Early detection makes removal easier.

Strengthen Owned Assets

Strong, authoritative content on your own site helps stabilize search results.

Focus on:

  • Updated brand pages
  • Executive or leadership profiles
  • Press and announcements
  • Clear About and Contact pages

This reduces the impact if new negative content appears.

Document Your Process

Create an internal playbook so your team can repeat the workflow.

Include:

  • Approved outreach templates
  • Documentation checklists
  • Trusted escalation paths
  • Monitoring tools in use

Consistency lowers risk and response time.

Red Flags to Avoid

Watch out for:

  • Services promising instant or guaranteed deletion
  • Advice that encourages harassment or false reporting
  • One-time fixes with no monitoring plan
  • Ignoring lawful but damaging content

These approaches often create more visibility problems later.

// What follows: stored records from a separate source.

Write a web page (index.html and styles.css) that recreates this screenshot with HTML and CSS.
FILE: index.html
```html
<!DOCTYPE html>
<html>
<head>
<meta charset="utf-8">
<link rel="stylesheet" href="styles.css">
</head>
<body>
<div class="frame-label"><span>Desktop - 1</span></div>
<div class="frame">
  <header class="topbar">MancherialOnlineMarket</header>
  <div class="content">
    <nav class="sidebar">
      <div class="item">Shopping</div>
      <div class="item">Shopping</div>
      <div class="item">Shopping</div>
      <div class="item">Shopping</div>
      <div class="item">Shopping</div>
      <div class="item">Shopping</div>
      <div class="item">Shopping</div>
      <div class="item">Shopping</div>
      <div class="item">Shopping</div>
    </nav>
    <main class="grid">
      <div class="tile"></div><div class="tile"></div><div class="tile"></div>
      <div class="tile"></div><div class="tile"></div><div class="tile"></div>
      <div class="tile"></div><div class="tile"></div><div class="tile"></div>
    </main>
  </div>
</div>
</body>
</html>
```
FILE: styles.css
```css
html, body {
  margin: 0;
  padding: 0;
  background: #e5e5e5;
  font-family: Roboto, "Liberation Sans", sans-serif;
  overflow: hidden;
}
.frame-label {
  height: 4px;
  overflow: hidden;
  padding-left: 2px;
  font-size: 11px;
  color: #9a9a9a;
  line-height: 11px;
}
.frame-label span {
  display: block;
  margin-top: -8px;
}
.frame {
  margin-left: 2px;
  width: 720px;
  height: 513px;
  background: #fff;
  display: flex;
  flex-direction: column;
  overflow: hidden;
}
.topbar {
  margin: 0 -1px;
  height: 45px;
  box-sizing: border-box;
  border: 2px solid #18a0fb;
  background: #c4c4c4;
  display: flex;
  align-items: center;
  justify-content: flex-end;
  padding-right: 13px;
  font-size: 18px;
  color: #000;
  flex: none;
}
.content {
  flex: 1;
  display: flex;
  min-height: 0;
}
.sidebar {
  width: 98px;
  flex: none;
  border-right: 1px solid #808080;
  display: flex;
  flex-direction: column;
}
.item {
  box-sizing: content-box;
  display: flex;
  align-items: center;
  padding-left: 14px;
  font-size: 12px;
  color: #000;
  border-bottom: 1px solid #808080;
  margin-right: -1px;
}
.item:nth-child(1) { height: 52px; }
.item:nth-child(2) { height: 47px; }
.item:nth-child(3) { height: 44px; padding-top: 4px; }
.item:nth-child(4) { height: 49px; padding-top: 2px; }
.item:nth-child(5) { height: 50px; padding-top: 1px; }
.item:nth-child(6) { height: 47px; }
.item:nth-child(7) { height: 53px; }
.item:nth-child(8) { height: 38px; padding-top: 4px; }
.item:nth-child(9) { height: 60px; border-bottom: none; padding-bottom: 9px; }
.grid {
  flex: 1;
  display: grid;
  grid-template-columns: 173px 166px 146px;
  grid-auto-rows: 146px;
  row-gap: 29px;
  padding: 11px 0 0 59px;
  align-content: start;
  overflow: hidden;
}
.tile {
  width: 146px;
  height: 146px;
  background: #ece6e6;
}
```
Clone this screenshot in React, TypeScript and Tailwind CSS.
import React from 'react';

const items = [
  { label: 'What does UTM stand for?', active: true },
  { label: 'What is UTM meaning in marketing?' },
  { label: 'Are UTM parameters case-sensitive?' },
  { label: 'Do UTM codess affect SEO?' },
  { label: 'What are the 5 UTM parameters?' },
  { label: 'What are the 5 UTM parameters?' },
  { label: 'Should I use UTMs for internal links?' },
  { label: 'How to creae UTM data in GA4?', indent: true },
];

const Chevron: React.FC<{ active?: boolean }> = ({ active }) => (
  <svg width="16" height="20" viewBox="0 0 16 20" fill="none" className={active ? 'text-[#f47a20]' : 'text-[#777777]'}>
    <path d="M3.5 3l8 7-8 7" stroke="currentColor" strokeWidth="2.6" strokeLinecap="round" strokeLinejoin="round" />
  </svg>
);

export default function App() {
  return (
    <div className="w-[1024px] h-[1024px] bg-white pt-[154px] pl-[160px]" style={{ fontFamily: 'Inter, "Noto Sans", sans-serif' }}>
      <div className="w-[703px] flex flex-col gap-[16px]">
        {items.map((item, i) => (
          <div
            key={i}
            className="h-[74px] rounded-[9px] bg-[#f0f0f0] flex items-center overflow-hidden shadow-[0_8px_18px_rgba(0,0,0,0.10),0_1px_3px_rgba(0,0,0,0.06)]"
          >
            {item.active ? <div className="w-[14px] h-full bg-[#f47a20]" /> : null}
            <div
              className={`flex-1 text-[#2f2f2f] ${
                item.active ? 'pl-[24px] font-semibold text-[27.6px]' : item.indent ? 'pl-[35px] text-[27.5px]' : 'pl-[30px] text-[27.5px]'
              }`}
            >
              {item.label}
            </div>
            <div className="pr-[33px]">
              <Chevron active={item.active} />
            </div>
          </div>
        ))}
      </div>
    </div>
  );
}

Frequently Asked Questions

How long does content removal take?

Timelines vary. Direct publisher removals can take days or weeks. Platform requests often take one to four weeks depending on complexity.

Can all negative content be deleted?

No. Lawful, factual content may not qualify for removal. In those cases, suppression and reputation building are the right approach.

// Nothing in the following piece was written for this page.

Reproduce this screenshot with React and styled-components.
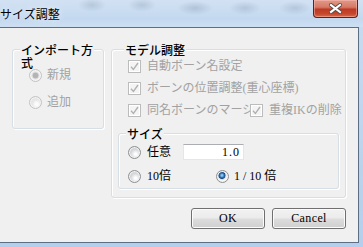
import styled, { createGlobalStyle } from "styled-components";

const GlobalStyle = createGlobalStyle`
  html, body {
    margin: 0;
    padding: 0;
    background: #fff;
  }
  body {
    font-family: "Liberation Serif", "Noto Sans CJK JP", serif;
    overflow: hidden;
  }
`;

const Window = styled.div`
  width: 363px;
  height: 247px;
  display: flex;
  flex-direction: column;
  background: linear-gradient(180deg, #c9dcf0 0%, #b3cfec 100%);
`;

const TitleBar = styled.div`
  height: 27px;
  flex: none;
  display: flex;
  align-items: flex-start;
  background:
    radial-gradient(14px 7px at 92px 5px, rgba(95, 115, 140, 0.22), transparent),
    radial-gradient(14px 7px at 142px 5px, rgba(95, 115, 140, 0.22), transparent),
    radial-gradient(18px 7px at 195px 8px, rgba(95, 115, 140, 0.25), transparent),
    radial-gradient(16px 7px at 245px 8px, rgba(95, 115, 140, 0.22), transparent),
    radial-gradient(16px 7px at 295px 8px, rgba(95, 115, 140, 0.22), transparent),
    linear-gradient(180deg, #d2e2f3 0%, #c3d8ef 70%, #cde0f3 100%);
`;

const Caption = styled.div`
  align-self: center;
  font-family: "Noto Sans CJK JP", sans-serif;
  font-size: 12px;
  line-height: 14px;
  color: #000;
  text-shadow: 0 0 6px rgba(255, 255, 255, 0.9);
`;

const CloseButton = styled.div`
  box-sizing: border-box;
  width: 45px;
  height: 18px;
  margin: 0 5px 0 auto;
  border: 1px solid #5e2219;
  border-top: none;
  border-radius: 0 0 4px 4px;
  background: linear-gradient(180deg, #e2998a 0%, #d57a66 42%, #bd3a24 55%, #c4462d 80%, #d76b4c 100%);
  box-shadow: inset 0 0 0 1px rgba(255, 200, 190, 0.45);
  display: flex;
  align-items: center;
  justify-content: center;
`;

const Client = styled.div`
  flex: 1;
  margin: 0 4px 4px 0;
  background: #f0f0f0;
  border: 1px solid #5d6f84;
  border-left: none;
  padding: 15px 12px 13px 12px;
  display: flex;
  flex-direction: column;
`;

const TopRow = styled.div`
  display: flex;
  gap: 7px;
  align-items: flex-start;
`;

const Group = styled.fieldset`
  box-sizing: border-box;
  margin: 0;
  padding: ${(p) => p.$pad || "0"};
  min-width: 0;
  width: ${(p) => p.$w}px;
  ${(p) => (p.$h ? `height: ${p.$h}px;` : "")}
  border: 1px solid #d5dfe5;
  border-radius: 3px;
  box-shadow: inset 1px 1px 0 #fff, 1px 1px 0 #fff;
`;

const Legend = styled.legend`
  margin-left: ${(p) => (p.$tight ? 6 : 7)}px;
  padding: 0 1px;
  height: 13px;
  font-family: "Noto Sans CJK JP", sans-serif;
  font-size: 12px;
  font-weight: 500;
  line-height: 13px;
  color: #000;
  background: #f0f0f0;
  white-space: nowrap;
`;

const Column = styled.div`
  display: flex;
  flex-direction: column;
  gap: ${(p) => p.$gap}px;
  padding: ${(p) => p.$pad};
`;

const Row = styled.div`
  display: flex;
  align-items: center;
  height: 16px;
`;

const Option = styled.label`
  display: flex;
  align-items: center;
  gap: ${(p) => p.$gap || 6}px;
  height: 16px;
  flex: none;
  ${(p) => (p.$w ? `width: ${p.$w}px; overflow: hidden;` : "")}
  font-size: 12px;
  line-height: 16px;
  white-space: nowrap;
  color: ${(p) => (p.$disabled ? "#a2a2a2" : "#000")};
`;

const Radio = styled.span`
  box-sizing: border-box;
  flex: none;
  width: 13px;
  height: 13px;
  border-radius: 50%;
  border: 1px solid ${(p) => (p.$disabled ? "#c3c3c3" : "#8e8f8f")};
  background: ${(p) =>
    p.$checked
      ? p.$disabled
        ? "radial-gradient(circle at 50% 50%, #b4b4b4 0 2.6px, #dcdcdc 3.2px, #f4f4f4 4.6px)"
        : "radial-gradient(circle at 45% 40%, #8cc3f0 0 0.8px, #2d6fb0 2.2px, #174d86 3.2px, #c9d4df 3.8px, #f6f6f6 5px)"
      : p.$disabled
      ? "radial-gradient(circle at 60% 65%, #fbfbfb 0 1.5px, #e6e6e6 4.5px)"
      : "radial-gradient(circle at 60% 65%, #ffffff 0 1px, #d4d6d9 4.8px)"};
  box-shadow: inset 0 0 0 1px ${(p) => (p.$disabled ? "#f4f4f4" : "#f2f2f2")};
`;

const CheckBox = styled.span`
  box-sizing: border-box;
  flex: none;
  width: 13px;
  height: 13px;
  border: 1px solid #bcbcbc;
  background: #f4f4f4;
  box-shadow: inset 0 0 0 1px #fff;
  display: flex;
  align-items: center;
  justify-content: center;
`;

const TextBox = styled.input`
  box-sizing: border-box;
  width: 61px;
  height: 16px;
  margin: 0;
  padding: 0 3px 0 0;
  border: 1px solid #e2e7ec;
  border-top-color: #abadb3;
  background: #fff;
  font-family: "Liberation Serif", serif;
  font-size: 12px;
  line-height: 14px;
  letter-spacing: 1px;
  text-align: right;
  color: #000;
  outline: none;
`;

const ButtonRow = styled.div`
  display: flex;
  justify-content: flex-end;
  gap: 7px;
  margin-top: 10px;
`;

const Button = styled.button`
  box-sizing: border-box;
  width: 74px;
  height: 21px;
  padding: 0;
  border: 1px solid #707070;
  border-radius: 3px;
  background: linear-gradient(180deg, #f2f2f2 0%, #ebebeb 48%, #dddddd 52%, #cfcfcf 100%);
  box-shadow: inset 0 0 0 1px #fbfbfb;
  font-family: "Liberation Serif", serif;
  font-size: 12px;
  letter-spacing: 0.4px;
  color: #000;
`;

function Check() {
  return (
    <CheckBox>
      <svg width="9" height="9" viewBox="0 0 9 9">
        <path d="M1 4.8 L3.4 7.4 L8 1" fill="none" stroke="#b0b0b0" strokeWidth="1.3" />
      </svg>
    </CheckBox>
  );
}

export default function App() {
  return (
    <>
      <GlobalStyle />
      <Window>
        <TitleBar>
          <Caption>サイズ調整</Caption>
          <CloseButton>
            <svg width="13" height="11" viewBox="0 0 13 11">
              <path d="M2 2 L11 9 M11 2 L2 9" stroke="#5a4a48" strokeWidth="4" strokeLinecap="square" />
              <path d="M2 2 L11 9 M11 2 L2 9" stroke="#fff" strokeWidth="2.2" strokeLinecap="square" />
            </svg>
          </CloseButton>
        </TitleBar>
        <Client>
          <TopRow>
            <Group $w={92} $h={86}>
              <Legend>
                インポート方
                <br />式
              </Legend>
              <Column $gap={11} $pad="11px 0 0 16px">
                <Option $disabled $gap={5}>
                  <Radio $disabled $checked />
                  新規
                </Option>
                <Option $disabled $gap={5}>
                  <Radio $disabled />
                  追加
                </Option>
              </Column>
            </Group>
            <Group $w={235} $pad="0 0 8px 6px">
              <Legend $tight>モデル調整</Legend>
              <Column $gap={6} $pad="2px 0 0 10px">
                <Option $disabled>
                  <Check />
                  自動ボーン名設定
                </Option>
                <Option $disabled>
                  <Check />
                  ボーンの位置調整(重心座標)
                </Option>
                <Row>
                  <Option $disabled $w={122}>
                    <Check />
                    同名ボーンのマージ
                  </Option>
                  <Option $disabled>
                    <Check />
                    重複IKの削除
                  </Option>
                </Row>
              </Column>
              <Group $w={221} style={{ marginTop: 9 }}>
                <Legend>サイズ</Legend>
                <Column $gap={8} $pad="4px 0 4px 9px">
                  <Row>
                    <Option $w={55}>
                      <Radio />
                      任意
                    </Option>
                    <TextBox readOnly defaultValue="1.0" />
                  </Row>
                  <Row>
                    <Option $w={88}>
                      <Radio />
                      10倍
                    </Option>
                    <Option $gap={5}>
                      <Radio $checked />1 / 10 倍
                    </Option>
                  </Row>
                </Column>
              </Group>
            </Group>
          </TopRow>
          <ButtonRow>
            <Button>OK</Button>
            <Button>Cancel</Button>
          </ButtonRow>
        </Client>
      </Window>
    </>
  );
}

What if content keeps getting reposted?

This usually means monitoring or source control is missing. Identifying the original source and preventing scraping is key.

Should legal action be the first step?

Usually no. Legal routes are best used when content is clearly unlawful or defamatory and other options have failed.

Conclusion

Removing negative content online works best when treated as an operational workflow, not a one-off task. Auditing carefully, documenting thoroughly, and following the right request paths makes outcomes more predictable.

Just as important, monitoring and reinforcement help ensure removed content does not quietly return. With a clear process in place, teams can protect their online presence without constant fire drills.

If you are managing this across multiple results or platforms, the right structure can save time, reduce risk, and keep your reputation stable over the long term.